Tech is the biggest problem facing archiving

Mountains of unreadable obsolete magnetic tapes!

Beginner's guide to SSL certificates

Blocks and Files Technology is the biggest problem facing archiving. Archives grow bigger and bigger. The amount of data to be kept grows ever bigger and threatens to overflow an archive installation. So, let's use LTO-6 tapes instead of LTO-5 ones because they hold twice as much data in the same physical space.

That's logical but there is an unwanted side effect; LTO-5 drives can read LTO-3, LTO-4 and LTO-5 tapes. LTO-6 drives can read LTOs 4, 5 and 6 but not 3. All the LTO-3 tape contents have to be migrated up to LTO-6 to minimise future migrations. Because when LTO-7 comes along then its drives won't be able to read LTO-4 tapes and all their content will have to be migrated, etc., ad nauseam.

If their content isn't migrated then we can surely expect LTO-3 drive manufacture to cease shortly followed by LTO-3 drive support, break-and-fix skills and spare parts availability to wither away, followed in the fullness of time by LTO-5 support etc., and so it goes. Eventually it will be impossible to read an old tape format.

A significant aspect of archive tape library functionality in the future will almost inevitably need to be the automated migration of earlier tape formats to the newest ones to preserve content readability.

It would be great if the ability to read and write tapes could be divorced from the actual tape media. Note this problem doesn't exist so much with disk drives, because disk and drive are a unity. As long as the interface electronics and software exists (Fibre Channel or SAS or SATA) and as long as there is software that can interpret the data format on the drives … it's a different flavour of the same problem.

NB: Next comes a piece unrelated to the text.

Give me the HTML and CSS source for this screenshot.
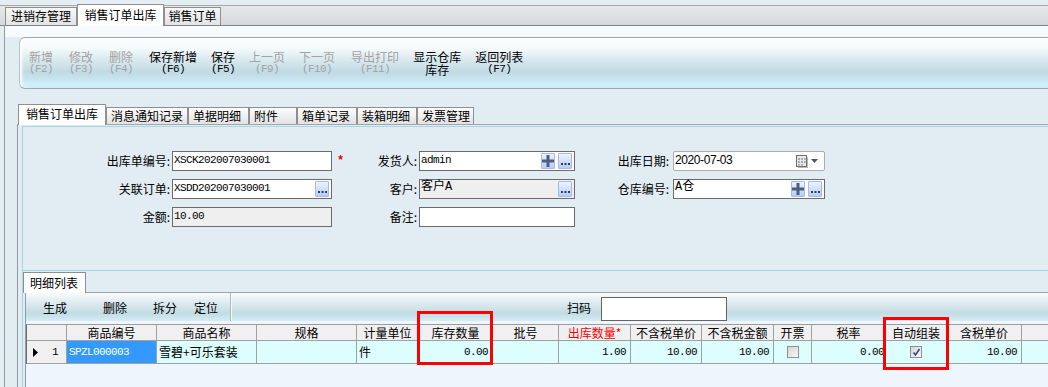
FILE: index.html
```html
<!DOCTYPE html>
<html lang="zh-CN">
<head>
  <meta charset="UTF-8" />
  <title>销售订单出库</title>
  <link rel="stylesheet" href="styles.css">
</head>
<body>
  <div class="top-tabs">
    <div class="top-tab t-stock">进销存管理</div>
    <div class="top-tab t-out active">销售订单出库</div>
    <div class="top-tab t-order">销售订单</div>
  </div>

  <div class="main">
    <div class="main-strip"></div>

    <div class="toolbar">
      <div class="tool off pad"><span>新增</span><span class="key">(F2)</span></div>
      <div class="tool off pad"><span>修改</span><span class="key">(F3)</span></div>
      <div class="tool off pad"><span>删除</span><span class="key">(F4)</span></div>
      <div class="tool"><span>保存新增</span><span class="key">(F6)</span></div>
      <div class="tool"><span>保存</span><span class="key">(F5)</span></div>
      <div class="tool off"><span>上一页</span><span class="key">(F9)</span></div>
      <div class="tool off pad"><span>下一页</span><span class="key">(F10)</span></div>
      <div class="tool off"><span>导出打印</span><span class="key">(F11)</span></div>
      <div class="tool"><span class="two">显示仓库<br>库存</span></div>
      <div class="tool"><span>返回列表</span><span class="key">(F7)</span></div>
    </div>

    <div class="sub">
      <div class="sub-tabs">
        <div class="sub-tab active">销售订单出库</div>
        <div class="sub-tab w-msg">消息通知记录</div>
        <div class="sub-tab w-doc">单据明细</div>
        <div class="sub-tab w-att">附件</div>
        <div class="sub-tab w-box">箱单记录</div>
        <div class="sub-tab w-pack">装箱明细</div>
        <div class="sub-tab w-inv">发票管理</div>
      </div>

      <div class="sub-panel">
        <div class="page">
          <!-- header form -->
          <div class="form">
            <div class="form-row">
              <span class="lbl c1">出库单编号:</span>
              <div class="field w1"><span class="val">XSCK202007030001</span></div>
              <span class="req">*</span>
              <span class="lbl c2">发货人:</span>
              <div class="field w2">
                <span class="val">admin</span>
                <span class="btn btn-add"><svg width="12" height="12" viewBox="0 0 12 12"><path d="M4.5 0h3v4.5H12v3H7.5V12h-3V7.5H0v-3h4.5z" fill="#4b5d80"/></svg></span>
                <span class="btn btn-more"><svg width="9" height="2" viewBox="0 0 9 2"><rect x="0" width="2" height="2"/><rect x="3.5" width="2" height="2"/><rect x="7" width="2" height="2"/></svg></span>
              </div>
              <span class="lbl c3">出库日期:</span>
              <div class="field w3 date">
                <span class="val">2020-07-03</span>
                <svg class="cal" width="12" height="13" viewBox="0 0 12 13">
                  <rect x="2" y="2" width="10" height="11" fill="#b9b9b9"/>
                  <rect x="0.5" y="0.5" width="10" height="11" fill="#e9e9e9" stroke="#6e6e6e"/>
                  <rect x="2" y="3" width="2" height="2" fill="#a9a9a9"/><rect x="5" y="3" width="2" height="2" fill="#a9a9a9"/><rect x="8" y="3" width="1.5" height="2" fill="#a9a9a9"/>
                  <rect x="2" y="6" width="2" height="2" fill="#a9a9a9"/><rect x="5" y="6" width="2" height="2" fill="#a9a9a9"/><rect x="8" y="6" width="1.5" height="2" fill="#a9a9a9"/>
                  <rect x="2" y="9" width="2" height="1.5" fill="#a9a9a9"/><rect x="5" y="9" width="2" height="1.5" fill="#a9a9a9"/>
                </svg>
                <svg class="drop" width="7" height="4" viewBox="0 0 7 4"><path d="M0 0h7L3.5 4z" fill="#4a5775"/></svg>
              </div>
            </div>

            <div class="form-row">
              <span class="lbl c1">关联订单:</span>
              <div class="field w1">
                <span class="val">XSDD202007030001</span>
                <span class="btn btn-more"><svg width="9" height="2" viewBox="0 0 9 2"><rect x="0" width="2" height="2"/><rect x="3.5" width="2" height="2"/><rect x="7" width="2" height="2"/></svg></span>
              </div>
              <span class="req"></span>
              <span class="lbl c2">客户:</span>
              <div class="field w2 off">
                <span class="val cjk">客户A</span>
                <span class="btn btn-more"><svg width="9" height="2" viewBox="0 0 9 2"><rect x="0" width="2" height="2"/><rect x="3.5" width="2" height="2"/><rect x="7" width="2" height="2"/></svg></span>
              </div>
              <span class="lbl c3">仓库编号:</span>
              <div class="field w3">
                <span class="val cjk">A仓</span>
                <span class="btn btn-add"><svg width="12" height="12" viewBox="0 0 12 12"><path d="M4.5 0h3v4.5H12v3H7.5V12h-3V7.5H0v-3h4.5z" fill="#4b5d80"/></svg></span>
                <span class="btn btn-more"><svg width="9" height="2" viewBox="0 0 9 2"><rect x="0" width="2" height="2"/><rect x="3.5" width="2" height="2"/><rect x="7" width="2" height="2"/></svg></span>
              </div>
            </div>

            <div class="form-row">
              <span class="lbl c1">金额:</span>
              <div class="field w1 off"><span class="val">10.00</span></div>
              <span class="req"></span>
              <span class="lbl c2">备注:</span>
              <div class="field w2"><span class="val"></span></div>
            </div>
          </div>

          <!-- detail list -->
          <div class="detail">
            <div class="detail-tabs">
              <div class="detail-tab">明细列表</div>
            </div>
            <div class="detail-panel">
              <div class="detail-bar">
                <span class="bar-btn b-gen">生成</span>
                <span class="bar-btn b-del">删除</span>
                <span class="bar-btn b-split">拆分</span>
                <span class="bar-btn b-loc">定位</span>
                <span class="bar-sep"></span>
                <span class="scan-lbl">扫码</span>
                <span class="scan-input"></span>
              </div>

              <div class="grid-area">
                <div class="grid">
                  <div class="hd"></div>
                  <div class="hd">商品编号</div>
                  <div class="hd">商品名称</div>
                  <div class="hd">规格</div>
                  <div class="hd">计量单位</div>
                  <div class="hd">库存数量</div>
                  <div class="hd">批号</div>
                  <div class="hd must">出库数量*</div>
                  <div class="hd">不含税单价</div>
                  <div class="hd">不含税金额</div>
                  <div class="hd">开票</div>
                  <div class="hd">税率</div>
                  <div class="hd">自动组装</div>
                  <div class="hd">含税单价</div>
                  <div class="hd"></div>

                  <div class="rowhd">
                    <svg width="5" height="9" viewBox="0 0 5 9"><path d="M0 0l5 4.5L0 9z" fill="#000"/></svg>
                    <span class="mono">1</span>
                  </div>
                  <div class="cell sel mono">SPZL000003</div>
                  <div class="cell">雪碧+可乐套装</div>
                  <div class="cell"></div>
                  <div class="cell">件</div>
                  <div class="cell num">0.00</div>
                  <div class="cell"></div>
                  <div class="cell num">1.00</div>
                  <div class="cell num">10.00</div>
                  <div class="cell num">10.00</div>
                  <div class="cell center"><span class="chk"></span></div>
                  <div class="cell num tight">0.00</div>
                  <div class="cell center">
                    <span class="chk"><svg width="9" height="9" viewBox="0 0 9 9"><path d="M1.5 4.5l2 2.5L7.5 1" fill="none" stroke="#2f4a8f" stroke-width="1.6"/></svg></span>
                  </div>
                  <div class="cell num">10.00</div>
                  <div class="cell"></div>
                </div>
              </div>
            </div>
          </div>
        </div>
      </div>
    </div>
  </div>

  <!-- red highlight frames -->
  <div class="mark mark-stock"></div>
  <div class="mark mark-auto"></div>
</body>
</html>
```

FILE: styles.css
```css
* {
  box-sizing: border-box;
  margin: 0;
  padding: 0;
}

body {
  position: relative;
  width: 1048px;
  height: 387px;
  overflow: hidden;
  background: #e5eff3;
  font-family: "Noto Sans CJK SC", "Liberation Sans", sans-serif;
  font-size: 12px;
  color: #000;
}

/* top window tabs */
.top-tabs {
  display: flex;
  align-items: flex-end;
  height: 21px;
  margin-top: 5px;
  padding-left: 5px;
  border-top: 1px solid #a2a8ad;
  border-bottom: 1px solid #7e868c;
  background: linear-gradient(#e7e8ea, #d5d8dc);
}

.top-tab {
  height: 18px;
  border: 1px solid #8b9095;
  border-bottom: none;
  background: linear-gradient(#f7f7f7, #e3e3e3);
  text-align: center;
  line-height: 16px;
}

.top-tab.t-stock { width: 72px; }
.top-tab.t-out { width: 87px; }
.top-tab.t-order { width: 57px; }

.top-tab.active {
  position: relative;
  height: 22px;
  margin-bottom: -1px;
  background: #fff;
  line-height: 19px;
}

.main {
  height: 361px;
  margin-left: 4px;
  border-left: 1px solid #8e9ba3;
  background: #e2edf3;
}

.main-strip {
  height: 11px;
  background: #f8fbfd;
}

/* main toolbar */
.toolbar {
  display: flex;
  align-items: center;
  gap: 14px;
  height: 52px;
  margin-left: 14px;
  padding-left: 9px;
  border: 1px solid #a0a6ab;
  border-right: none;
  border-left-color: #b5c2c8;
  border-radius: 6px 0 0 6px;
  box-shadow: inset 4px 0 3px -2px #fff;
  background: linear-gradient(#fcfdfe 0%, #f6fafb 20%, #d7e8ee 45%, #c1dae3 68%, #c7e4ee 82%, #cff0fb 92%, #cdeffa 100%);
}

.tool {
  display: flex;
  flex-direction: column;
  align-items: center;
  line-height: 13px;
  color: #000;
}

.tool .two {
  text-align: center;
}

.tool.pad {
  margin-right: 2px;
}

.tool.off {
  color: #a3a3a3;
}

.key {
  font-family: "Liberation Mono", monospace;
  font-size: 11px;
  letter-spacing: -0.6px;
}

/* inner tab control */
.sub {
  margin: 15px 0 0 12px;
}

.sub-tabs {
  display: flex;
  align-items: flex-end;
  height: 21px;
  padding-left: 1px;
  border-bottom: 1px solid #9fa5aa;
}

.sub-tab {
  height: 17px;
  padding-left: 4px;
  border: 1px solid #8f8f8f;
  border-bottom: none;
  background: linear-gradient(#fefefe, #e2e2e2);
  line-height: 15px;
}

.sub-tab.active {
  width: 88px;
  height: 21px;
  margin-bottom: -1px;
  padding-left: 7px;
  background: #fff;
  line-height: 18px;
}

.w-msg { width: 82px; }
.w-doc { width: 61px; }
.w-att { width: 48px; }
.w-box { width: 60px; }
.w-pack { width: 60px; }
.w-inv { width: 57px; }

.sub-panel {
  height: 262px;
  padding: 1px 0 0 4px;
  border-left: 1px solid #8f9aa2;
}

.page {
  height: 100%;
  border-left: 1px solid #a6d5e6;
  border-top: 1px solid #a6d5e6;
}

/* header form */
.form {
  height: 144px;
  padding-top: 24px;
  border-bottom: 1px solid #a6d5e6;
}

.form-row {
  display: flex;
  align-items: center;
  height: 20px;
  margin-bottom: 8px;
}

.lbl {
  text-align: right;
  line-height: 20px;
}

.lbl.c1 { width: 147px; margin-right: 2px; }
.lbl.c2 { width: 72px; margin-right: 2px; }
.lbl.c3 { width: 98px; padding-right: 4px; }

.req {
  width: 13px;
  padding-left: 5px;
  color: #e00;
  font-family: "Liberation Mono", monospace;
  font-size: 12px;
  font-weight: bold;
  line-height: 20px;
}

.field {
  display: flex;
  align-items: center;
  height: 20px;
  padding: 0 2px 0 1px;
  border: 1px solid #6b6b6b;
  background: #fff;
}

.field.off { background: #efefef; }
.field.w1 { width: 160px; }
.field.w2 { width: 156px; }
.field.w3 { width: 152px; }

.field.date {
  border-color: #adadad;
  border-radius: 2px;
}

.val {
  flex: 1;
  align-self: flex-start;
  padding-top: 1px;
  font-family: "Liberation Mono", "Noto Sans CJK SC", monospace;
  font-size: 11px;
  letter-spacing: -0.6px;
  line-height: 14px;
  white-space: nowrap;
}

.val.cjk {
  font-size: 12px;
  letter-spacing: 0;
  line-height: 13px;
}

.date .val {
  font-family: "Liberation Sans", sans-serif;
  font-size: 12px;
  letter-spacing: -0.4px;
  line-height: 16px;
  padding-top: 0;
}

.date .cal { margin-right: 3px; }
.date .drop { margin-right: 4px; }

.btn {
  display: flex;
  align-items: center;
  justify-content: center;
  width: 14px;
  height: 16px;
  margin-left: 3px;
  border: 1px solid #a3bbe6;
  border-radius: 1px;
  background: linear-gradient(#eef3fd, #b8ccf4);
}

.btn-more {
  align-items: flex-end;
  padding-bottom: 3px;
}

.btn-more svg { fill: #2f3d5a; }

/* detail list */
.detail {
  margin-top: 1px;
}

.detail-tabs {
  display: flex;
  align-items: flex-end;
  height: 21px;
  border-bottom: 1px solid #9fa5aa;
}

.detail-tab {
  width: 63px;
  height: 21px;
  margin-bottom: -1px;
  padding-left: 6px;
  border: 1px solid #8f8f8f;
  border-bottom: none;
  background: #fff;
  line-height: 19px;
}

.detail-panel {
  margin-left: 2px;
  border-left: 1px solid #8f9aa2;
}

.detail-bar {
  display: flex;
  height: 28px;
  background: linear-gradient(#f8fbfc 0%, #e5eff3 25%, #c3dbe3 72%, #d4edf6 100%);
}

.bar-btn {
  text-align: center;
  line-height: 30px;
}

.b-gen { width: 58px; }
.b-del { width: 62px; }
.b-split { width: 38px; }
.b-loc { width: 44px; }

.bar-sep {
  width: 2px;
  margin-left: 2px;
  border-left: 1px solid #a9b9c1;
  border-right: 1px solid #f6fafb;
}

.scan-lbl {
  margin-left: 335px;
  line-height: 30px;
}

.scan-input {
  width: 126px;
  height: 24px;
  margin: 4px 0 0 10px;
  border: 1px solid #646464;
  background: #fff;
}

.grid-area {
  height: 70px;
  padding-top: 3px;
  background: #eef5fc;
}

.grid {
  display: grid;
  grid-template-columns: 40px 90px 100px 100px 62px 74px 66px 72px 71px 72px 38px 74px 61px 75px 60px;
  width: max-content;
  border-left: 1px solid #6f6f6f;
  border-top: 1px solid #9c9c9c;
}

.hd {
  height: 16px;
  border-right: 1px solid #a0a0a0;
  border-bottom: 1px solid #a0a0a0;
  background: #f0f0f0;
  text-align: center;
  line-height: 15px;
  white-space: nowrap;
}

.hd.must { color: #f00; }

.rowhd {
  display: flex;
  align-items: center;
  justify-content: space-between;
  height: 23px;
  padding: 0 8px 0 6px;
  border-right: 1px solid #a0a0a0;
  border-bottom: 1px solid #a0a0a0;
  background: #f0f0f0;
}

.cell {
  height: 23px;
  padding: 0 2px;
  border-right: 1px solid #a0a0a0;
  border-bottom: 1px solid #a0a0a0;
  background: #dcfefe;
  line-height: 22px;
  white-space: nowrap;
}

.mono {
  font-family: "Liberation Mono", monospace;
  font-size: 11px;
  letter-spacing: -0.6px;
}

.cell.sel {
  background: #3399ff;
  color: #fff;
}

.cell.num {
  padding-right: 4px;
  text-align: right;
  font-family: "Liberation Mono", monospace;
  font-size: 11px;
  letter-spacing: -0.6px;
}

.cell.num.tight { padding-right: 1px; }

.cell.center {
  display: flex;
  align-items: center;
  justify-content: center;
}

.chk {
  display: flex;
  align-items: center;
  justify-content: center;
  width: 12px;
  height: 12px;
  border: 1px solid #8e8f8f;
  background: linear-gradient(135deg, #d4d4d4, #f8f8f8);
}

/* red highlight frames over the grid */
.mark {
  position: absolute;
  border: 3px solid #f00;
}

.mark-stock {
  left: 417px;
  top: 311px;
  width: 76px;
  height: 54px;
}

.mark-auto {
  left: 883px;
  top: 317px;
  width: 66px;
  height: 53px;
}
```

Newer versions of Word cannot read documents produced with older versions of Word. It also seems inevitable that, before long, some archive software will include old application and system software version plug-ins so that old data can be restored from an archive in human-readable format. Of course, there are only two ways to present data to the Mk 1 eyeball; as numbers, text and diagrams on a display of some sort or as printed marks on paper.

EMC Vatican Library Video still

Vatican Library; five centuries of stored paper, still readable by the Mark 1 Eyeball (screenshot)

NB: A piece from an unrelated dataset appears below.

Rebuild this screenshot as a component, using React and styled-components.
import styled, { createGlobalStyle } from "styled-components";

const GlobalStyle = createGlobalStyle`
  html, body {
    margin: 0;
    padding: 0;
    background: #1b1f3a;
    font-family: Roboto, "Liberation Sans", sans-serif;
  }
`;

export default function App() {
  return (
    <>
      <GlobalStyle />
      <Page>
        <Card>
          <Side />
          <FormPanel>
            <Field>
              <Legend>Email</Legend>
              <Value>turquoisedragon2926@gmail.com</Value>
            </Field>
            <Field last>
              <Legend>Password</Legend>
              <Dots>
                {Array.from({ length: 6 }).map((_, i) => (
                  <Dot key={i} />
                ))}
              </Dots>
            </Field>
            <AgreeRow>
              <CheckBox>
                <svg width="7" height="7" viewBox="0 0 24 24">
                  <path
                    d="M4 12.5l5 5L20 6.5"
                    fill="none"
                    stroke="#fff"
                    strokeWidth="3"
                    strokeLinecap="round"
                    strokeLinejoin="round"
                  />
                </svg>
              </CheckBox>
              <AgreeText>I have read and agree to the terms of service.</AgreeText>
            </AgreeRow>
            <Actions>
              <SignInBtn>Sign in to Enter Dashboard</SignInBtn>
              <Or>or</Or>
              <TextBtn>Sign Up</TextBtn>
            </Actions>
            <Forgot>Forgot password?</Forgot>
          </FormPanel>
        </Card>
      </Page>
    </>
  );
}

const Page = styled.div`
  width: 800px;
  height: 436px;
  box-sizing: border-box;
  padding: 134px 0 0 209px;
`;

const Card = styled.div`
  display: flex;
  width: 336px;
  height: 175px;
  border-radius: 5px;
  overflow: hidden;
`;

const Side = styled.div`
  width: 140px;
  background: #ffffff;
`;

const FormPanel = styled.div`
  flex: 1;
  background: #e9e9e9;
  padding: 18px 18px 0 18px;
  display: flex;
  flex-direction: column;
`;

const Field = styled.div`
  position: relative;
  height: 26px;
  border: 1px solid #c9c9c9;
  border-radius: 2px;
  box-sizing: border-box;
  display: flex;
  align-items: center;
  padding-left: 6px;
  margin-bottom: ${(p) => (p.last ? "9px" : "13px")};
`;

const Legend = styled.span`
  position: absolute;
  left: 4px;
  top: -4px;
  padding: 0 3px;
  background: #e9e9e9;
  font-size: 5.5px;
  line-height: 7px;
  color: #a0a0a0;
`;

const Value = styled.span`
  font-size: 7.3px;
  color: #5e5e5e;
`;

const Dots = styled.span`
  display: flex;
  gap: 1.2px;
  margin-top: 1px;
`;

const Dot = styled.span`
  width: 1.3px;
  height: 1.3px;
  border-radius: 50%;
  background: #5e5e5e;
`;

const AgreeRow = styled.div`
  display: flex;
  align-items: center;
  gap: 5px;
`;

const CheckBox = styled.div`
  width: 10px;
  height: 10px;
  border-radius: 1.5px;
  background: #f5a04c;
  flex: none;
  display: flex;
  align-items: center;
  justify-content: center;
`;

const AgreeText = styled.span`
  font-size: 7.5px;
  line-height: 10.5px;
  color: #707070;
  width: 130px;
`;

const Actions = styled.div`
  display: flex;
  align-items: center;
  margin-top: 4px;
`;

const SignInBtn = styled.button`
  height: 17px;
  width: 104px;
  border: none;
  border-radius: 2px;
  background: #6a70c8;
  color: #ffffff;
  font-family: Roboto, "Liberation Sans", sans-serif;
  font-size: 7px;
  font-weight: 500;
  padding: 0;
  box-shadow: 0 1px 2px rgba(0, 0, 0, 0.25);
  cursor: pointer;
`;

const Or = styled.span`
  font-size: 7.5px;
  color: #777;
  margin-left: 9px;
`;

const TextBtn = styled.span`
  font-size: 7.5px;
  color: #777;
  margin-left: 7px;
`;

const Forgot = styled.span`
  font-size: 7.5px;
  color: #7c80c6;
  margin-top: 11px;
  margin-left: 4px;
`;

The screen version is effectively an analogue of the paper version, and it is paper that is the enduring archive medium. Stick that in front of the Mark 1 eyeball and the jolly old inter-cranial computational unit will do its job.

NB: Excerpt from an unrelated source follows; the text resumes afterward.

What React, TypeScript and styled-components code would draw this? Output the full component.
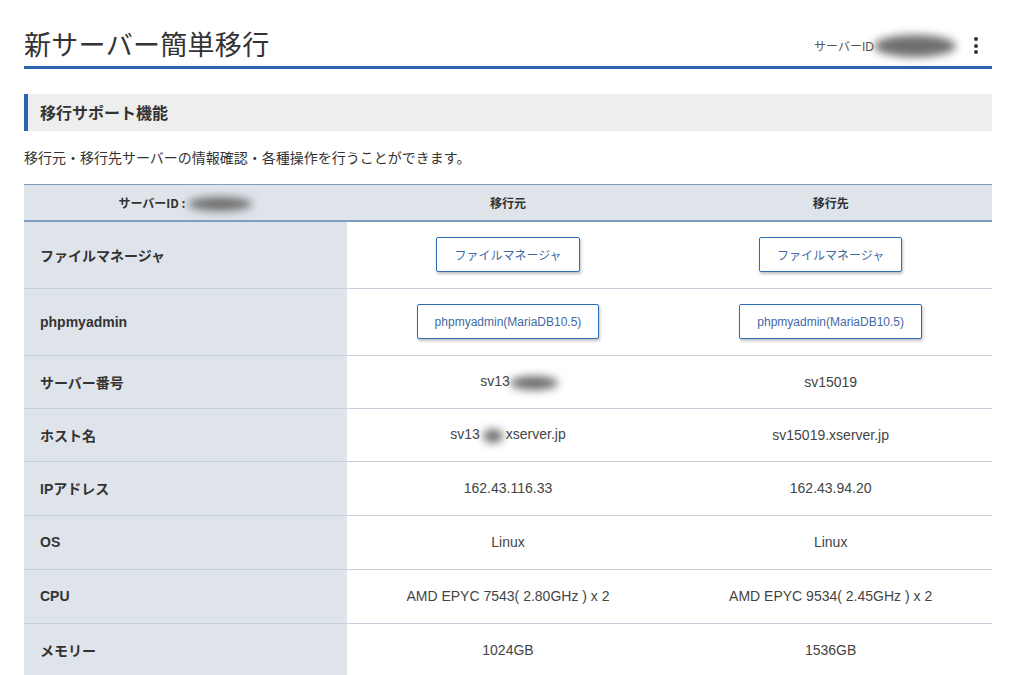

Advancing storage technology, including hardware, system software and application software, gets in the way of this. It would be better if the digital archive medium contained as few steps between what the eyeball needs to see and the actual storage medium as possible, while still having the advantages of a digital medium's storage density.

That would then tend to reduce the side-effect exposure to technology advances.

Royal Dutch Petroleum Dock in E Indies

Royal Dutch Petroleum dock in the former East Indies (now Indonesia)

100 year archive

The problem is actually a very large one. Take the second-biggest company in the world in revenue terms; Shell, properly known as Royal Dutch Shell, which came into being 106 years ago. It has, in effect, a 100+ year archive consisting almost entirely (bar the last few years) of paper documents.

Let's imagine a 100-year tape archive. How would that work?

A little over every two years its tape format would advance a generation. LTO-1 was announced in 2000 with a 100GB capacity. Now, 13 years later, we have LTO-6 with 2.5TB capacity; that's 6 format generations over 13 years. Even delaying the format transitions for the archive to every five years (instead of every two years, as recent history shows us) would mean 20 tape format transitions in a century.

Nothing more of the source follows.